In this article, I will refer to students who make such proclamations as “ML wannabes” for lack of a better term, because people who actually do ML generally know better than this.
Yes, even Geoffrey Hinton, Yann LeCun, and Yoshua Bengio have to choose between “academia” and “industry”.
But are they choosing between using Tensorflow vs. exploring the fundamental ideas in machine learning (which necessarily involves lots of theoretical thinking and math)?
I think it’s clear that Geoffrey Hinton isn’t sitting there and saying, “screw all this math, let me just plug my data into Keras”.
Ok, but you and I are not Geoffrey Hinton. So what about us?
When ML wannabes say that my courses are for college students and not professionals, my immediate thought is: What kind of so-called “professionals” do you work with?
Are they fake professionals?
What do you think college students do after they graduate college?
I hope these questions aren’t too philosophical… it’s a pretty standard path: college students graduate college, then work as a professional.
Ergo, professionals are former college students. They have all the knowledge of a college student, and then some.
So isn’t it the case then that being a professional means that they are now experts at all this “math stuff”?
By that logic, shouldn’t it be the case that professionals are the best-equipped to learn all this “math stuff”?
You are not choosing between having an understanding of the math behind machine learning and its practical application.
Being effective at applying machine learning practically involves having a base level of theoretical understanding.
Conversely, having a good understanding of machine learning in theory involves a base level of understanding of how it will be applied in the real world.
i.e. It’s “AND”, not “OR”. You don’t get to choose between these. If you miss one, you’ll be bad at the other. You need both.
Notice that I said a base level of understanding: you don’t have to do a PhD in statistical learning theory. In fact, I hate statistical learning theory.
Nothing I teach involves PhD-level math, so if you think that’s what it is, then you are overestimating everything, including your own skill. I always find it funny when students say “you need your PhD to do this math”. Actually, saying stuff like that just makes YOU look silly because you think you’re closer to it than you really are.

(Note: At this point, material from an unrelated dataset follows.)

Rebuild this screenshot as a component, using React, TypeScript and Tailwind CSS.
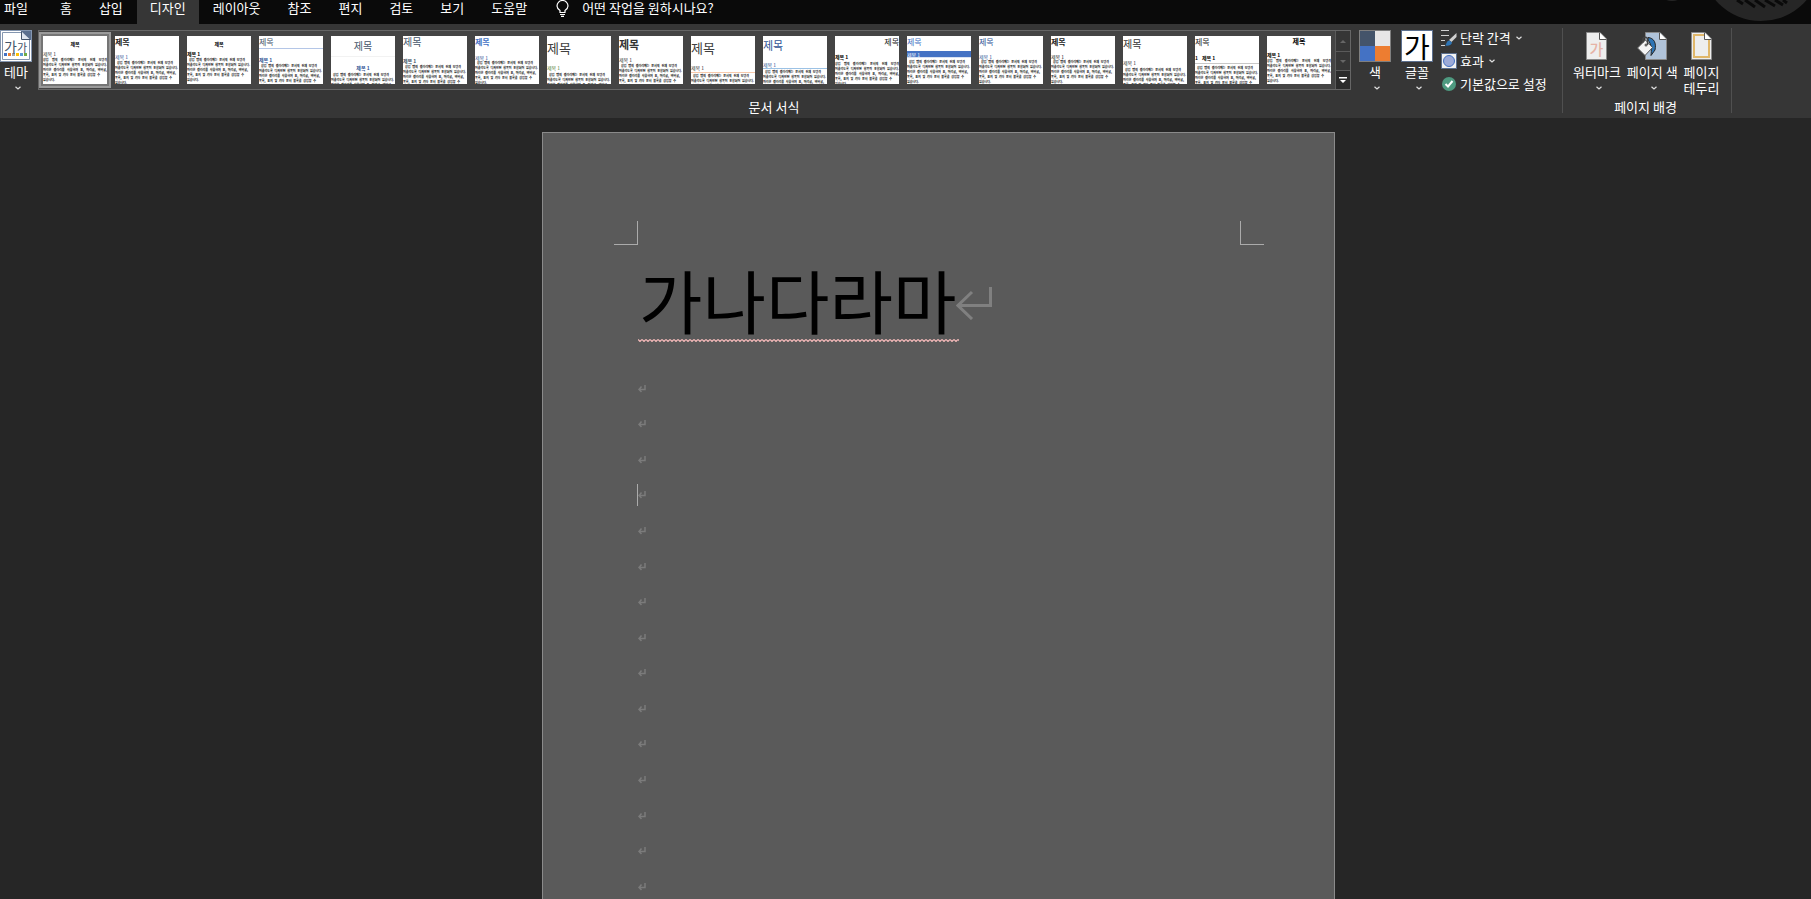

In fact, it’s not “PhD math” you’re having trouble with, it’s just undergraduate math…
Even worse: the people who tell me they have a PhD and that’s why they know what they’re talking about. This is the funniest. You have a PhD and you admit that you still have trouble with undergraduate math? Isn’t that just making you look bad? Very silly indeed.
You may be excused if it’s been 20 years since you graduated college and you’re not doing math or algorithms everyday.
Ok, but then what are you doing? Why did they hire you in the first place?
Again, saying all this stuff just makes YOU look bad.
All that stuff you learned in college went out the window?
You paid thousands of dollars and learned nothing useful whatsoever?
Well maybe you got a job that only requires doing database queries and building report dashboards all day.
You got comfortable.
No problem with that. It pays well. It’s steady. You don’t have to bang your head against the wall all the time.
But now what? What are you going to do about it?
Are you going to blame other people for your situation?
If I want to go back to being a professional tennis player after a few years off the courts due to injury, is it my job to train myself to back a world-class level, or is it my opponents’ job to go easy on me?
Coding interviews at Google, Facebook, Amazon, etc. are great examples of why, as a professional, you can’t simply forget everything you learned in college.
Not knowing “college material” doesn’t make you “not a college student”, it makes you a bad professional.
i.e. You’re supposed to know this stuff, and yet you don’t.
You can’t say “I’m not a college student”, because that doesn’t excuse you from not knowing this stuff anyway.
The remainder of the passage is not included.